# Thread: mode of the chi-square distribution

1. ## mode of the chi-square distribution

I don't understand why the mode of the chi-square dist is df-2. With three categories, the mode would be 1, that is, the distribution would have its highest point at 1, indicating that when the null is true, the most probable or most frequent chi-sq value would be 1. Shouldn't it be 0 instead, regardless of number of categories, since, when the null is true, the obtained frequencies would be equal to the expected frequencies? I surely am misunderstanding something somewhere...I would greatly appreciate an explanation

2. ## Re: mode of the chi-square distribution

Originally Posted by joeygor
I don't understand why the mode of the chi-square dist is df-2. With three categories, the mode would be 1, that is, the distribution would have its highest point at 1, indicating that when the null is true, the most probable or most frequent chi-sq value would be 1. Shouldn't it be 0 instead, regardless of number of categories, since, when the null is true, the obtained frequencies would be equal to the expected frequencies? I surely am misunderstanding something somewhere...I would greatly appreciate an explanation
What you need to understand is the concept of a sampling distribution that is associated with any particular sample statistic (e.g. chi-square, t, F, Z, etc.)
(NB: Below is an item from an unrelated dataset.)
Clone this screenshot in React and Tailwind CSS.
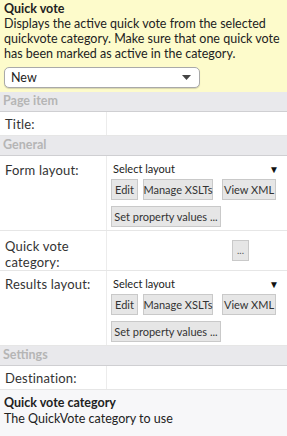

Basically, sampling distributions are derived assuming the null hypothesis is true. There will also be an expected value (mean) and a standard error associated with the sampling distribution. As such, the sample statistics (under the null) will vary due to random chance factors alone....They can be small e.g chi-square = 0 or large chi-square = 18.5 (just to throw a number out).

To use your example, the mean of a sampling distribution of a chi-square statistic with df=3 (assuming the null is true) will be 3 (not zero). Note that zero is a lower limit.

3. ## Re: mode of the chi-square distribution

Originally Posted by Dragan
What you need to understand is the concept of a sampling distribution that is associated with any particular sample statistic (e.g. chi-square, t, F, Z, etc.)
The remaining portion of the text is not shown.